As for series box sets, I enjoy binge watching a well-made TV show as much as the next person. Right now I'm deep into Rainer Werner Fassbinder's sprawling 15-hour mini-series Berlin Alexanderplatz. As great as the first season is, there's unlikely to be a second; Alfred Döblin who wrote the 1929 novel dubbed the "German Ulysses" has long since expired, and Fassbinder, the wunderkind of new German cinema, died of a drug overdose in 1982. But still, the existing series is a thing of sepia-toned magnitude that sometimes feels more like an act of endurance than a pleasurable watching experience, and you do wonder how so many Germans stayed glued to their boxes back in 1980. Browbeaten by the bleak storyline and bewildered by the Brechtian detachment the direction imbues, it's a tough sell even for a Fassbinder obsessive like myself, and yet each episode stays with you for days. It feels weighty and significant and the apotheosis of an immense artistic vision, with the antihero Franz Biberkopf somehow inveigling his way into our affections despite being a repellent brut who murdered his wife.

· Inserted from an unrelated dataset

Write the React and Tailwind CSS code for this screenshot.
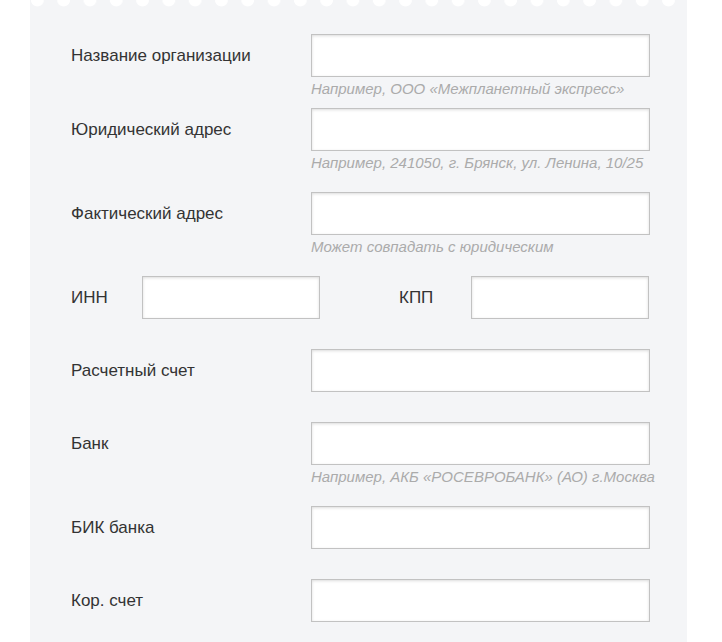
import React from "react";

const inputCls =
  "block h-[43px] bg-white border border-[#c2c2c2] shadow-[inset_0_1px_3px_rgba(0,0,0,0.14)] outline-none";

function Row({ label, hint, mt }) {
  return (
    <div className={`flex ${mt}`}>
      <div className="w-[240px] h-[43px] flex items-center text-[17px] text-[#333]">{label}</div>
      <div className="flex flex-col">
        <input className={`${inputCls} w-[339px]`} />
        {hint && (
          <div className="mt-[2px] leading-[20px] text-[15px] italic text-[#ababab] whitespace-nowrap">{hint}</div>
        )}
      </div>
    </div>
  );
}

export default function App() {
  return (
    <div className="min-h-[642px] bg-white font-['Liberation_Sans',Arial,sans-serif]">
      <div className="ml-[30px] w-[657px] min-h-[660px] bg-[#f4f5f7]">
        <div className="h-[10px] bg-[radial-gradient(circle_at_50%_0,#ffffff_6px,transparent_6.8px)] bg-[length:26.3px_10px] bg-repeat-x bg-[position:-5.8px_0]" />
        <div className="pl-[41px] pt-[24px] pb-[40px]">
          <Row label="Название организации" hint="Например, ООО «Межпланетный экспресс»" mt="" />
          <Row label="Юридический адрес" hint="Например, 241050, г. Брянск, ул. Ленина, 10/25" mt="mt-[9px]" />
          <Row label="Фактический адрес" hint="Может совпадать с юридическим" mt="mt-[19px]" />
          <div className="flex mt-[19px] items-center">
            <div className="w-[71px] text-[17px] text-[#333]">ИНН</div>
            <input className={`${inputCls} w-[178px]`} />
            <div className="ml-[79px] w-[72px] text-[17px] text-[#333]">КПП</div>
            <input className={`${inputCls} w-[178px]`} />
          </div>
          <Row label="Расчетный счет" mt="mt-[30px]" />
          <Row label="Банк" hint="Например, АКБ «РОСЕВРОБАНК» (АО) г.Москва" mt="mt-[30px]" />
          <Row label="БИК банка" mt="mt-[19px]" />
          <Row label="Кор. счет" mt="mt-[30px]" />
        </div>
      </div>
    </div>
  );
}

Berlin Alexanderplatz is often referred to as Fassbinder's masterpiece and it is regarded as a high-water mark in German television. The original 16mm film was digitally restored in 2006 using an ARRI scanner with each frame enhanced from the original colour and manually checked for scratches and tears, while RWF's cinematographer, Xaver Schwarzenberger, was hired to supervise the restoration of over 1.4 million frames. The new 35mm negative copy was finally fit for movie theatres, which it wouldn't have been in its original format - an oversight that wasn't uncommon in the analogue age. How I know all this is because I watched the DVD extra feature about the restoration, and very enlightening it was too. You'll not see anything like Berlin Alexanderplatz - or its extras - unless you're prepared to hunt down the DVD. The company that brought the series back to life, Second Sight, also reissued another classic German series, Heimat - all three-and-a-half-thousand minutes of it. Other companies reviving old titles and raiding the vaults of the majors to satisfy the worldwide cinephile community include Masters of Cinema (now in collaboration with film distributors Eureka!), cult horror specialists Arrow Video and the similarly monikered Second Run, who's new release is Miloš Forman's Cerný Petr, is one of the essential movies of the Czech New Wave.

These films are chosen for their artistic merits. In comparison, streaming seems to deliberately strip films of all context, hides the name of the director, gives you the option to skip the intro and minimises the credits in a ruse to make you consume more. If you find a DVD with, say, Artificial Eye on the spine whilst rifling through the shelves of a charity shop, you can expect to find something worth watching when you get it home even if you don't recognise the name of the film or its director. To equate highbrow with good and lowbrow with bad would make for a monochrome and drab existence, and nobody wants to live in a world of absolutes. I'm not saying you won't find artistry within the myriad titles on Netflix, but to the company that streams it it's just another piece of content added to more content to attract more streams of revenue. It certainly never felt that automated or impersonal hiring a film from the DVD rental shop at the end of the road that's now been turned into a Nandos.